Our unwillingness to hear outside our own echo chambers has severely limited our ability to innovate solutions. A critical mass of Arabs, Muslims, and leftists still struggle with Israel’s historic legitimacy, leading us to constantly overplay our hand at such venues as the UN. Like a broken record, we are guilty of repetitive sloganeering, lazy thinking, emotional decision-making, and a dogmatic approach to what should be the art of politics. We have allowed our political, religious, and ideological tribalism to shape our emotional response to the point of developing an unhealthy obsession with Israel. It is post-truth.
We who have been pro-Palestine have become our own worst enemies. When new thinking on any issue is instantly labeled treacherous, only inward looking violently inbred and dogmatic ideologies such as jihadism can thrive. All the more reason why creative thinking on this issue among Arabs, Muslims, and the left is so important.
I know that in writing these words I will inevitably be charged with being pro-settlements and much more. This tends to be the default reaction of those who love to deal only in absolutes—a right wing trait, no?
In truth, I believe Israeli settlements to be illegal under international law, built on occupied land, and that Netanyahu has been uncooperative while in office, and that a two-state solution is not only still possible, but is the only viable option for solving this conflict. Yet still I maintain that Resolution 2334 was an amateur, emotional move by liberal dogmatists that will only aid the Israeli right.

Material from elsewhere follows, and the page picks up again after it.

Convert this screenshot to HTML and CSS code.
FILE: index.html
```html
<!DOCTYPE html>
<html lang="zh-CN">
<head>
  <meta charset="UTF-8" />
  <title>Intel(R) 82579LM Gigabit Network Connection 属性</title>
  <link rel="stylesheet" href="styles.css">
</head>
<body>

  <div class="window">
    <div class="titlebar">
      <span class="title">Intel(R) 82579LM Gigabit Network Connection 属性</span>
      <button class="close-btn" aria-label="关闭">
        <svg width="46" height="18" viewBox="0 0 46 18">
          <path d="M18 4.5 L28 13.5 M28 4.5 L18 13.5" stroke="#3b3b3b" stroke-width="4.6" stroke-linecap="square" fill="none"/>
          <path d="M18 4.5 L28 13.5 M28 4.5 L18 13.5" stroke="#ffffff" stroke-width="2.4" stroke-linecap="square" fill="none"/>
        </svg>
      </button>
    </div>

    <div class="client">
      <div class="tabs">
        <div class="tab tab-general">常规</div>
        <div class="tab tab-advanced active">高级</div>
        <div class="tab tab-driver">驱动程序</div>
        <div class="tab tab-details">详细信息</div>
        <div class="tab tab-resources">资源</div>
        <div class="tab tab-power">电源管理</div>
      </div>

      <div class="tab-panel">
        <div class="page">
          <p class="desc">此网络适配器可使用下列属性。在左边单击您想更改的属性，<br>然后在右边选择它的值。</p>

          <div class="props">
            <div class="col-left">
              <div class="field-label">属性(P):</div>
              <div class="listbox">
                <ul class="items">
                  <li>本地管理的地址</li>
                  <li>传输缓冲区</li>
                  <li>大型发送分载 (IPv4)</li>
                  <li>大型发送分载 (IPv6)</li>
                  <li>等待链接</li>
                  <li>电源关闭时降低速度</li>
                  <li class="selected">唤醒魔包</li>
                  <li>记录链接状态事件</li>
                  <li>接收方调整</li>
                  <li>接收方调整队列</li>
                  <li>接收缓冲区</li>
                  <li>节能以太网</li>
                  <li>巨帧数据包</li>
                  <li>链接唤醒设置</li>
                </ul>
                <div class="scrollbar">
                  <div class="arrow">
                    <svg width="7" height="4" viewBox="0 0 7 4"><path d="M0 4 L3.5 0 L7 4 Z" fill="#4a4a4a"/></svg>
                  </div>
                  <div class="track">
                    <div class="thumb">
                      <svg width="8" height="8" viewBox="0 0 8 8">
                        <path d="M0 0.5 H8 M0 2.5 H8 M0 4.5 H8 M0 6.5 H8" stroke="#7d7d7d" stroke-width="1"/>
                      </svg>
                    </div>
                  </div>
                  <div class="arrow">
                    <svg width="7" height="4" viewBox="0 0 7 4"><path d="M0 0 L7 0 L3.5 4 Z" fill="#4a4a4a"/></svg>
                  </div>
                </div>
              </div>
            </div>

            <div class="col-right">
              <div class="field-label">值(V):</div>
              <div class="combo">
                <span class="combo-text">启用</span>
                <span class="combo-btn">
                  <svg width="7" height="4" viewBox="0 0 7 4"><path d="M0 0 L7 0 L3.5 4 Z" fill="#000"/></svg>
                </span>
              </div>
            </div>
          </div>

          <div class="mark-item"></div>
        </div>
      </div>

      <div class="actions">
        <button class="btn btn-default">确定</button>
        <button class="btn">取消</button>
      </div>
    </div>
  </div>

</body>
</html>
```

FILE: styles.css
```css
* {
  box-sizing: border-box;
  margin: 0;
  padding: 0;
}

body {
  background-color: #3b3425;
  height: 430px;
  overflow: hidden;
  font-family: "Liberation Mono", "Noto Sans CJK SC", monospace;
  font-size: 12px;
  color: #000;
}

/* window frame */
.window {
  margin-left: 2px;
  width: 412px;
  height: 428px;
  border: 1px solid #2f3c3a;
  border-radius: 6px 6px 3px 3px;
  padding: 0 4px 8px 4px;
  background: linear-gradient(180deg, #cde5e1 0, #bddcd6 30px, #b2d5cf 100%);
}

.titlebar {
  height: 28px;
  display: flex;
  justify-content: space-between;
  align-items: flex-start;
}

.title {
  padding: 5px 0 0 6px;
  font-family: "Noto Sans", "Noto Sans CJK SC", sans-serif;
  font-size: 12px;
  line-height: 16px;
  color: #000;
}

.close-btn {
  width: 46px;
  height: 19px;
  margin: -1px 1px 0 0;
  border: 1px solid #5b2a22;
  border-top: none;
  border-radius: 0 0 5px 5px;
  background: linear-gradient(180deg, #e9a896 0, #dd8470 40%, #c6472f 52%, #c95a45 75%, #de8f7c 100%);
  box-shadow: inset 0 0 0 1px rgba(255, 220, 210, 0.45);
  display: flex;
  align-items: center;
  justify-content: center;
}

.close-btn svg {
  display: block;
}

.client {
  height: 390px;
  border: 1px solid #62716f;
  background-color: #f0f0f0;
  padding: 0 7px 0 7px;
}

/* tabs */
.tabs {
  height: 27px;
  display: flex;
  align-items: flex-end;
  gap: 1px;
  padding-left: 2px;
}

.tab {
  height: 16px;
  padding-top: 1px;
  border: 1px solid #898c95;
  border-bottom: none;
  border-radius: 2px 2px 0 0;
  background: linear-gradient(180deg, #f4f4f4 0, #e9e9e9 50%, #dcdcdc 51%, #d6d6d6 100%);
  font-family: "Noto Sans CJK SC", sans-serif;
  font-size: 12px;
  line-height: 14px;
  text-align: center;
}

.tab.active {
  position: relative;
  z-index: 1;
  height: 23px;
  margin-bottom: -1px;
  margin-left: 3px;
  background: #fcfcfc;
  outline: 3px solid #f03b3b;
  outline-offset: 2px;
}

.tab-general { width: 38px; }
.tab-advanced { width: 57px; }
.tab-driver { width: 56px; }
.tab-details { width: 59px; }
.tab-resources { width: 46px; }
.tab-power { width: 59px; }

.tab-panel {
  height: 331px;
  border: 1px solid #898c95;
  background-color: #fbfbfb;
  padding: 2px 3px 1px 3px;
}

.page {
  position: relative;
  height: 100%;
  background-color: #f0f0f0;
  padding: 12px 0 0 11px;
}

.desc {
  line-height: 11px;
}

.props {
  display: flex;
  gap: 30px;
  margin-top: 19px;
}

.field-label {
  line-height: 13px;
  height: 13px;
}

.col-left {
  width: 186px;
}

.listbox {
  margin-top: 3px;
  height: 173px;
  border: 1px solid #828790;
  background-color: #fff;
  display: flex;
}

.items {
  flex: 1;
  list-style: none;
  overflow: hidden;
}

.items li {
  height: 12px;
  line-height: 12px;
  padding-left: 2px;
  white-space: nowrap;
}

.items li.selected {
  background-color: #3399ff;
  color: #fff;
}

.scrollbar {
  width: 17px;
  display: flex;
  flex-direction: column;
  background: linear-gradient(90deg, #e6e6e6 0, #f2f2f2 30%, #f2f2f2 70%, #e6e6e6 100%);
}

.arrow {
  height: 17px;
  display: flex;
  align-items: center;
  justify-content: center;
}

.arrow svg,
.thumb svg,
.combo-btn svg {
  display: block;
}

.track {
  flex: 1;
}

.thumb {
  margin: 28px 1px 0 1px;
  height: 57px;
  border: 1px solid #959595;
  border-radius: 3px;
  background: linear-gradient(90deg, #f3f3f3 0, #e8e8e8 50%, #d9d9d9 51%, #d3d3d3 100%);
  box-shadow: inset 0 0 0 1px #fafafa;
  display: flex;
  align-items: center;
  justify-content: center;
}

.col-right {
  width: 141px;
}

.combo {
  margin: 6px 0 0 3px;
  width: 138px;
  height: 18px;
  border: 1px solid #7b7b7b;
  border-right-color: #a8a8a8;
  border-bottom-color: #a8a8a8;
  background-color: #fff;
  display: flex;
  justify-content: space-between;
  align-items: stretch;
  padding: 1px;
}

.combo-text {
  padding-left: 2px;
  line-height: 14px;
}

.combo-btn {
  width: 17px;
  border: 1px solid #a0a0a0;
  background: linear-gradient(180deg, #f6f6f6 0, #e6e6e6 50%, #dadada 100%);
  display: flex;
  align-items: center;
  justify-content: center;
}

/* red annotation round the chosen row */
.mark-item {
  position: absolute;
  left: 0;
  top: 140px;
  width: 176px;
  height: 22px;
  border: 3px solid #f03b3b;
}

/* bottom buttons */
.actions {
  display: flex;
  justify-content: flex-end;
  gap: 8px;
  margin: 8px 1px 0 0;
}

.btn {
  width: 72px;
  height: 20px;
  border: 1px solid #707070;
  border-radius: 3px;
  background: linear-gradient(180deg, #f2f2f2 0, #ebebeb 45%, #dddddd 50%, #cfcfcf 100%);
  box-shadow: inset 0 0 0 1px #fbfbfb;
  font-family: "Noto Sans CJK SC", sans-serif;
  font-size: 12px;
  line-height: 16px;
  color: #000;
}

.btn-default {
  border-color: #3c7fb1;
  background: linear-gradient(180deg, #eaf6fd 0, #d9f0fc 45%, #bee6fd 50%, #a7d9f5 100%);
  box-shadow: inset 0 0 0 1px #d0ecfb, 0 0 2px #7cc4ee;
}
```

There is nothing unique about the Israel conflict deserving such disproportionate attention. Baluchistan, Kurdistan, Cyprus, Kashmir, and Taiwan are but a few other disputed territories not fetishized like Palestine is at the UN and in our media. All of these disputes involve deep religious, historic, and political meaning for their respective parties.
Only the overwhelming narcissism of our Abrahamic faiths - including those among us who define themselves against them—would deem the religious and historic significance of the “Holy Lands” to mean anything more than other lost holy lands for Buddhists in Tibet, or Sikhs in Khalistan, which was lost to Pakistan a year before Israel’s creation. Only by releasing the “exceptional status” pressure from this conflict, by stripping it of its religious hyperbole, by removing it from the spotlight, by simply placing it on a par with every and any other conflict in the world—tragic but not unique—do we stand a better chance of solving it, because the stakes are lowered and the frothing prophets of doom, with their Armageddon pathology, are taken out of the equation. Let us call this “Israeli unexceptionalism.”
I remain unaware of a single Middle East pundit not tied to Obama’s State department who holds that the outgoing president has done a good job in the Middle East. Obama cut a deal with Iran and conditionally lifted sanctions, while the Iranians, Hezbollah and Russian President Vladimir Putin aided Syrian President Bashar al-Assad as he used crude chemical bombs and massively destructive weapons against his own people. And just as Obama’s inaction allowed others to act in Syria, his inaction at the UN set the tone once again, this time reaffirming the notion that Israel is the region’s biggest problem. That is despicable. It is inexcusable. And I could remain silent no more.